Titanium Corp. reported that during a 10-week run, its pilot plant achieved 82% recovery of the residual bitumen from the oil sands tailings stream and 98% of the solvents. It also produced a large bulk sample of heavy mineral concentrate from which zircon and the titanium minerals, ilmenite and leucoxene, can be recovered in a separate operation.
The company said it is well-known that small amounts of heavy minerals occur in Alberta’s oil sands. Attracted to bitumen, they become concentrated during the bitumen extraction process, ending up in the tailings from the final froth treatment stage. These also contain residual bitumen. It also stated that using its technology raises the potential for reducing the intensity of CO2 and NOx emissions from oil sand mining, as well as those of volatile organic compounds (VOCs).
Since 2004, Titanium Corp. has carried out a sequence of projects on both fresh and older tailings, having attracted both provincial and federal government funding.

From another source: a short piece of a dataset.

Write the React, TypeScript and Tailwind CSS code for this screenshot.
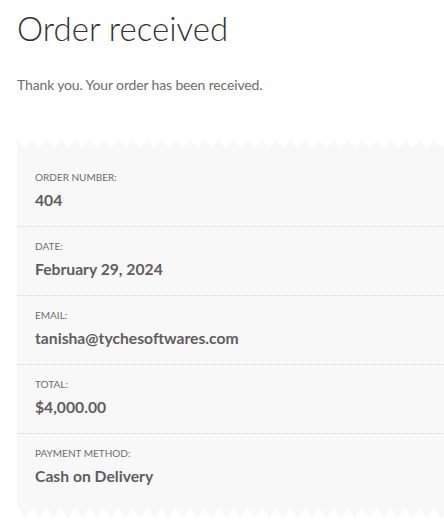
import React from 'react';

// Order overview rows
interface Detail {
    label: string;
    value: string;
}

const details: Detail[] = [
    { label: 'Order number:', value: '404' },
    { label: 'Date:', value: 'February 29, 2024' },
    { label: 'Email:', value: 'tanisha@tychesoftwares.com' },
    { label: 'Total:', value: '$4,000.00' },
    { label: 'Payment method:', value: 'Cash on Delivery' },
];

// Saw-tooth edge above and below the receipt box
const Zigzag: React.FC<{ side: 'top' | 'bottom' }> = ({ side }) => {
    const id = `zz-${side}`;
    const p = 14.35;
    const h = side === 'top' ? 8 : 10;
    const d =
        side === 'top'
            ? `M${-p / 2} ${h} L0 0 L${p / 2} ${h} Z M${p / 2} ${h} L${p} 0 L${p * 1.5} ${h} Z`
            : `M${-p / 2} 0 L0 ${h} L${p / 2} 0 Z M${p / 2} 0 L${p} ${h} L${p * 1.5} 0 Z`;
    return (
        <svg className="block w-full" height={h} aria-hidden="true">
            <defs>
                <pattern id={id} width={p} height={h} patternUnits="userSpaceOnUse" x={side === 'top' ? 1 : 8}>
                    <path d={d} fill="#f8f8f8" />
                </pattern>
            </defs>
            <rect width="100%" height={h} fill={`url(#${id})`} />
        </svg>
    );
};

const App: React.FC = () => {
    return (
        <div className="w-[444px] h-[531px] overflow-hidden bg-white pl-[17px] font-['Lato',sans-serif]">
            <h1 className="pt-[6px] text-[33px] leading-[44px] font-light text-[#333333]">Order received</h1>
            <p className="mt-[24px] text-[14px] leading-[22px] tracking-[-0.15px] text-[#6d6d6d]">
                Thank you. Your order has been received.
            </p>
            <div className="mt-[44px]">
                <Zigzag side="top" />
                <ul className="bg-[#f8f8f8] pt-[10px] pb-[6px]">
                    {details.map((d, i) => (
                        <li
                            key={i}
                            className={
                                i < details.length - 1
                                    ? 'pl-[18px] pt-[10px] pb-[14px] border-b border-dotted border-[#d8d8d8]'
                                    : 'pl-[18px] pt-[10px] pb-[14px]'
                            }
                        >
                            <div className="text-[10px] leading-[18px] uppercase text-[#6d6d6d]">{d.label}</div>
                            <strong className="block mt-[2px] text-[15.7px] leading-[24px] font-bold text-[#5e5e5e]">
                                {d.value}
                            </strong>
                        </li>
                    ))}
                </ul>
                <Zigzag side="bottom" />
            </div>
        </div>
    );
};

export default App;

Its work to date has indicated that its process can increase bitumen recovery by 2%, cut VOC emissions by 80%, save 25% of the fresh water make-up currently needed for bitumen recovery, and produce a thicker tailings product that is more amenable to early restoration, as well as producing zircon and titanium. Using 2010 oil sands production rates, this would be equivalent to extra bitumen worth C$700 million a year, plus 170,000 mt/y of zircon worth C$340 million.
“While it takes time to commercialize new technology, we are seeing increasing support from stakeholders for our technology, which would recover up to 7,000 barrels per day of currently wasted bitumen and solvent from individual oil sands operations,” said Scott Nelson, Titanium’s president and CEO. “Oil sands mining companies are the pioneers of this large industry and have introduced many innovations to their processes over the years. Our company is well-positioned to be among the next phase of breakthroughs in efficiency and environmental performance.”